12. In this instance the charge and the particulars of the offence were read out to the Appellant in a language he understands and he pleaded guilty. The facts were then read out to him, again in a language he understands and he admitted to the same. The procedure undertaken by the trial court was not faulty. Further during mitigation the appellant conceded that he committed the offence and informed the court that he did so as he feared for the welfare of his children. His mitigation did not therefore negate the offence. The conviction is therefore found to have been safe.

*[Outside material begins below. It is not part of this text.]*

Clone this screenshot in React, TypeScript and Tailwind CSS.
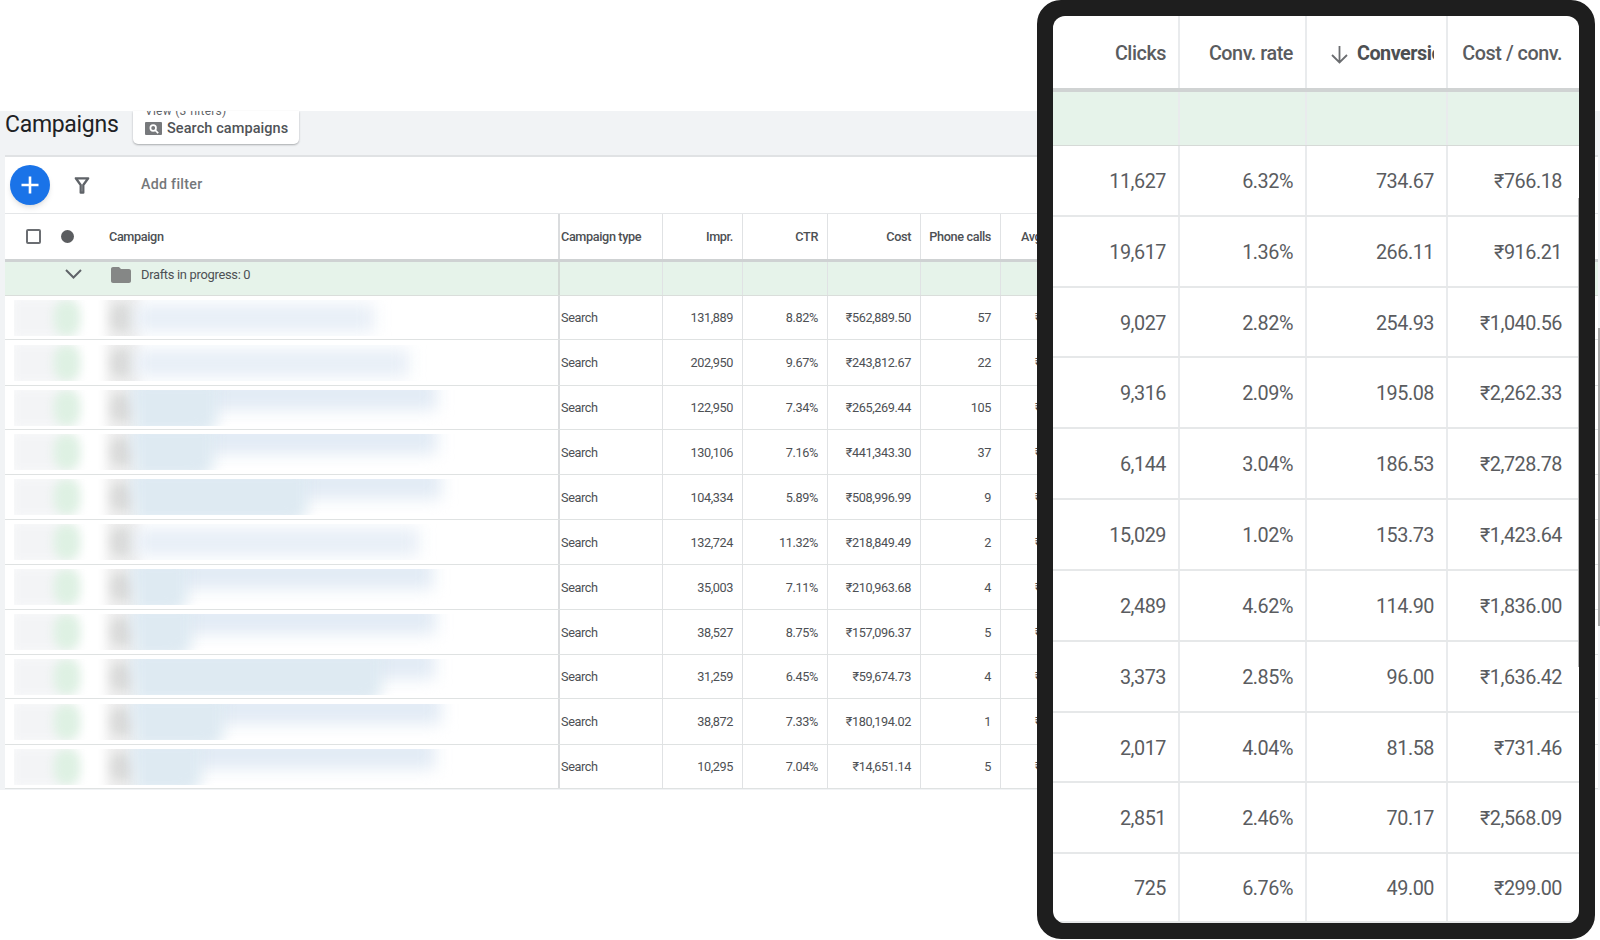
import React from 'react'
import { clsx } from 'clsx'
import { MdFolder } from 'react-icons/md'

interface Campaign {
  impr: string
  ctr: string
  cost: string
  calls: string
  clicks: string
  convRate: string
  conversions: string
  costPerConv: string
  // blurred name: width of the first and of the second line
  line1: number
  line2: number
}

const CAMPAIGNS: Campaign[] = [
  { impr: '131,889', ctr: '8.82%', cost: '₹562,889.50', calls: '57', clicks: '11,627', convRate: '6.32%', conversions: '734.67', costPerConv: '₹766.18', line1: 240, line2: 0 },
  { impr: '202,950', ctr: '9.67%', cost: '₹243,812.67', calls: '22', clicks: '19,617', convRate: '1.36%', conversions: '266.11', costPerConv: '₹916.21', line1: 275, line2: 0 },
  { impr: '122,950', ctr: '7.34%', cost: '₹265,269.44', calls: '105', clicks: '9,027', convRate: '2.82%', conversions: '254.93', costPerConv: '₹1,040.56', line1: 303, line2: 76 },
  { impr: '130,106', ctr: '7.16%', cost: '₹441,343.30', calls: '37', clicks: '9,316', convRate: '2.09%', conversions: '195.08', costPerConv: '₹2,262.33', line1: 303, line2: 72 },
  { impr: '104,334', ctr: '5.89%', cost: '₹508,996.99', calls: '9', clicks: '6,144', convRate: '3.04%', conversions: '186.53', costPerConv: '₹2,728.78', line1: 307, line2: 166 },
  { impr: '132,724', ctr: '11.32%', cost: '₹218,849.49', calls: '2', clicks: '15,029', convRate: '1.02%', conversions: '153.73', costPerConv: '₹1,423.64', line1: 285, line2: 0 },
  { impr: '35,003', ctr: '7.11%', cost: '₹210,963.68', calls: '4', clicks: '2,489', convRate: '4.62%', conversions: '114.90', costPerConv: '₹1,836.00', line1: 299, line2: 46 },
  { impr: '38,527', ctr: '8.75%', cost: '₹157,096.37', calls: '5', clicks: '3,373', convRate: '2.85%', conversions: '96.00', costPerConv: '₹1,636.42', line1: 302, line2: 50 },
  { impr: '31,259', ctr: '6.45%', cost: '₹59,674.73', calls: '4', clicks: '2,017', convRate: '4.04%', conversions: '81.58', costPerConv: '₹731.46', line1: 301, line2: 240 },
  { impr: '38,872', ctr: '7.33%', cost: '₹180,194.02', calls: '1', clicks: '2,851', convRate: '2.46%', conversions: '70.17', costPerConv: '₹2,568.09', line1: 307, line2: 82 },
  { impr: '10,295', ctr: '7.04%', cost: '₹14,651.14', calls: '5', clicks: '725', convRate: '6.76%', conversions: '49.00', costPerConv: '₹299.00', line1: 301, line2: 60 }
]

const GRID = 'grid grid-cols-[555px_103px_80px_85px_93px_80px_1fr]'
const PANEL_GRID = 'grid grid-cols-[127px_127px_141px_1fr]'

// Row heights of the two tables, border included
const ROW_HEIGHTS = [44, 46, 44, 45, 45, 45, 45, 45, 44, 46, 44]
const PANEL_ROW_HEIGHTS = [71, 71, 70, 71, 71, 71, 71, 71, 70, 71, 69]

function RedactedName({ line1, line2 }: { line1: number; line2: number }) {
  return (
    <div className="relative ml-[9px] h-9 w-[480px] overflow-hidden">
      <div className="absolute -top-1 -left-1 h-11 w-16 bg-[#f3f4f6] blur-[6px]" />
      <div className="absolute top-0 left-[40px] h-9 w-[26px] rounded-full bg-[#def1e3] blur-[5px]" />
      <div className="absolute -top-2 left-[92px] h-13 w-[34px] bg-[#eeeeee] blur-[5px]" />
      <div className="absolute top-1 left-[97px] h-7 w-[22px] rounded-full bg-[#dadbda] blur-[5px]" />
      <div
        className={clsx(
          'absolute left-[120px] blur-[8px]',
          line2 ? '-top-3 h-8 bg-[#e2ebf5]' : 'top-1 h-7 bg-[#e8eff7]'
        )}
        style={{ width: line1 }}
      />
      {line2 > 0 && (
        <div
          className="absolute -top-2 left-[120px] h-13 rounded-br-2xl bg-[#deeaf2] blur-[7px]"
          style={{ width: line2 + 8 }}
        />
      )}
    </div>
  )
}

function Cell({ children, className }: { children?: React.ReactNode; className?: string }) {
  return (
    <div
      className={clsx('flex items-center justify-end overflow-hidden border-r border-[#e0e2e4] pt-px pr-[9px]', className)}
    >
      {children}
    </div>
  )
}

function PanelCell({ children, last }: { children?: React.ReactNode; last?: boolean }) {
  return (
    <div
      className={clsx(
        'flex items-center justify-end pt-[3px] whitespace-nowrap',
        last ? 'pr-[17px]' : 'border-r-2 border-[#e9ebed] pr-3'
      )}
    >
      {children}
    </div>
  )
}

function ViewSwitcher() {
  return (
    <div className="ml-4 flex h-[33px] w-[166px] flex-col overflow-hidden rounded-b-[5px] bg-white pl-3 shadow-[0_1px_2px_rgba(60,64,67,0.4)]">
      <div className="-mt-[8px] h-4 text-[12px] leading-4 tracking-[0.25px] whitespace-nowrap text-[#5f6368]">
        View (3 filters)
      </div>
      <div className="flex items-center whitespace-nowrap">
        <svg width="17" height="13" viewBox="0 0 17 13">
          <rect width="17" height="13" rx="1" fill="#77797c" />
          <circle cx="8.2" cy="6" r="2.8" fill="none" stroke="#fff" strokeWidth="1.7" />
          <path d="M10 8l3.2 3.2" stroke="#fff" strokeWidth="1.7" />
        </svg>
        <span className="ml-[5px] pt-px text-[14.5px] leading-[17px] font-medium tracking-[0.08px] text-[#505357]">
          Search campaigns
        </span>
      </div>
    </div>
  )
}

function CampaignTable() {
  return (
    <div className="mr-[2px] ml-[5px] bg-white text-[12.7px] tracking-[-0.38px] text-[#4d5054]">
      <div className={`${GRID} h-[45px] font-medium whitespace-nowrap`}>
        <div className="flex items-center border-r-2 border-[#dadcde]">
          <div className="ml-[21px] size-[15px] rounded-[2px] border-2 border-[#6b6e72]" />
          <div className="ml-5 size-[13px] rounded-full bg-[#5b5d60]" />
          <span className="ml-[35px]">Campaign</span>
        </div>
        <Cell className="justify-start! pl-px">Campaign type</Cell>
        <Cell>Impr.</Cell>
        <Cell>CTR</Cell>
        <Cell>Cost</Cell>
        <Cell>Phone calls</Cell>
        <div className="flex items-center pl-[20px]">Avg. CPC</div>
      </div>
      <div className={`${GRID} h-[37px] border-t-3 border-b border-t-[#cfd2d3] border-b-[#dadedb] bg-[#e6f3ea]`}>
        <div className="flex items-center border-r-2 border-[#d3d9d5] pb-[7px]">
          <svg className="-mt-0.5 ml-[60px]" width="17" height="10" viewBox="0 0 17 10">
            <path d="M1 1l7.5 7.5L16 1" fill="none" stroke="#5f6368" strokeWidth="2" />
          </svg>
          <MdFolder className="ml-[27px] size-6 text-[#858786]" />
          <span className="ml-2 text-[12.9px] tracking-[-0.3px]">Drafts in progress: 0</span>
        </div>
        <Cell />
        <Cell />
        <Cell />
        <Cell />
        <Cell />
        <div />
      </div>
      {CAMPAIGNS.map((c, i) => (
        <div key={i} className={`${GRID} border-b border-[#dfe2e2]`} style={{ height: ROW_HEIGHTS[i] }}>
          <div className="flex items-center border-r-2 border-[#dadcde]">
            <RedactedName line1={c.line1} line2={c.line2} />
          </div>
          <Cell className="justify-start! pl-px">Search</Cell>
          <Cell>{c.impr}</Cell>
          <Cell>{c.ctr}</Cell>
          <Cell>{c.cost}</Cell>
          <Cell>{c.calls}</Cell>
          <div className="flex items-center pt-px pl-[34px]">₹</div>
        </div>
      ))}
    </div>
  )
}

function MetricsPanel() {
  return (
    <div className="absolute top-0 left-[1037px] h-[939px] w-[558px] rounded-[24px] border-16 border-[#1e1e1e] bg-[#1e1e1e]">
      <div className="relative h-full overflow-hidden rounded-[12px] bg-white text-[19.8px] tracking-[-0.45px] text-[#5a5c5f]">
        <div className={`${PANEL_GRID} h-[72px] font-medium`}>
          <PanelCell>Clicks</PanelCell>
          <PanelCell>Conv. rate</PanelCell>
          <PanelCell>
            <svg className="mt-0.5 mr-[9px] shrink-0" width="17" height="18" viewBox="0 0 17 18">
              <path d="M8.5 0v16M1 9l7.5 7.5L16 9" fill="none" stroke="#6b6d70" strokeWidth="1.8" />
            </svg>
            <div className="w-[77px] overflow-hidden font-bold tracking-[-0.5px] text-[#4d4f52]">Conversions</div>
          </PanelCell>
          <PanelCell last>Cost / conv.</PanelCell>
        </div>
        <div className={`${PANEL_GRID} h-[58px] border-t-4 border-b border-t-[#d0d3d3] border-b-[#d6dad7] bg-[#e6f3ea]`}>
          <PanelCell />
          <PanelCell />
          <PanelCell />
          <PanelCell last />
        </div>
        {CAMPAIGNS.map((c, i) => (
          <div key={i} className={`${PANEL_GRID} border-b-2 border-[#e6e8e9]`} style={{ height: PANEL_ROW_HEIGHTS[i] }}>
            <PanelCell>{c.clicks}</PanelCell>
            <PanelCell>{c.convRate}</PanelCell>
            <PanelCell>{c.conversions}</PanelCell>
            <PanelCell last>{c.costPerConv}</PanelCell>
          </div>
        ))}
        <div className="absolute top-[182px] right-0 h-[469px] w-px bg-[#b5b5b5]" />
      </div>
    </div>
  )
}

export default function App() {
  return (
    <div className="relative h-[940px] w-[1600px] overflow-hidden bg-white pt-[111px] font-[Roboto,sans-serif]">
      <div className="relative h-[679px] bg-[#f1f3f5]">
        <div className="flex h-[44px] items-start">
          <h1 className="ml-[5px] w-[112px] pt-[2px] text-[23px] leading-6 tracking-[-0.3px] whitespace-nowrap text-[#202124]">
            Campaigns
          </h1>
          <ViewSwitcher />
        </div>
        <div className="mr-[2px] ml-[5px] flex h-[59px] items-center border-t-2 border-b border-t-[#e0e2e4] border-b-[#e4e6e8] bg-white">
          <button className="ml-[5px] flex size-10 items-center justify-center rounded-full bg-[#1a73e8] shadow-md">
            <svg width="18" height="18" viewBox="0 0 18 18">
              <path d="M9 .5v17M.5 9h17" stroke="#fff" strokeWidth="2.6" />
            </svg>
          </button>
          <svg className="ml-6" width="16" height="17" viewBox="0 0 16 17">
            <path d="M1.8 1.3h12.4L9.3 8v7.7H6.7V8z" fill="none" stroke="#5f6368" strokeWidth="2.3" strokeLinejoin="round" />
          </svg>
          <span className="ml-[51px] text-[14.2px] font-medium tracking-[0.3px] text-[#74777a]">Add filter</span>
        </div>
        <CampaignTable />
        <div className="absolute top-[217px] right-0 h-[298px] w-[2px] bg-[#a9a9a9]" />
      </div>
      <MetricsPanel />
    </div>
  )
}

13. Ground 5 of the appeal relates to sentence. Section 123 of the Penal Code provides as follows;“Any person who being in lawful custody escapes from that custody is guilty of a misdemeanor”

14. A misdemeanor is defined in section 4 of the Penal Code as any offence which is not a felony. The general punishment for misdemeanor is provided for in Section 36 of the Penal Code as follows;-“Where in this code no punishment is specifically provided for any misdemeanor, it shall be punishable with imprisonment for a term not exceeding two years or with a fine or to both”

15. Based on the above the court finds the sentence of two (2) years imprisonment imposed is lawful, however the order that the same is to run consecutive to the earlier sentence of 3 years is punitive and to that extent the sentence is set aside. The court orders the two sentences to run concurrently. The Appeal succeeds to that extent.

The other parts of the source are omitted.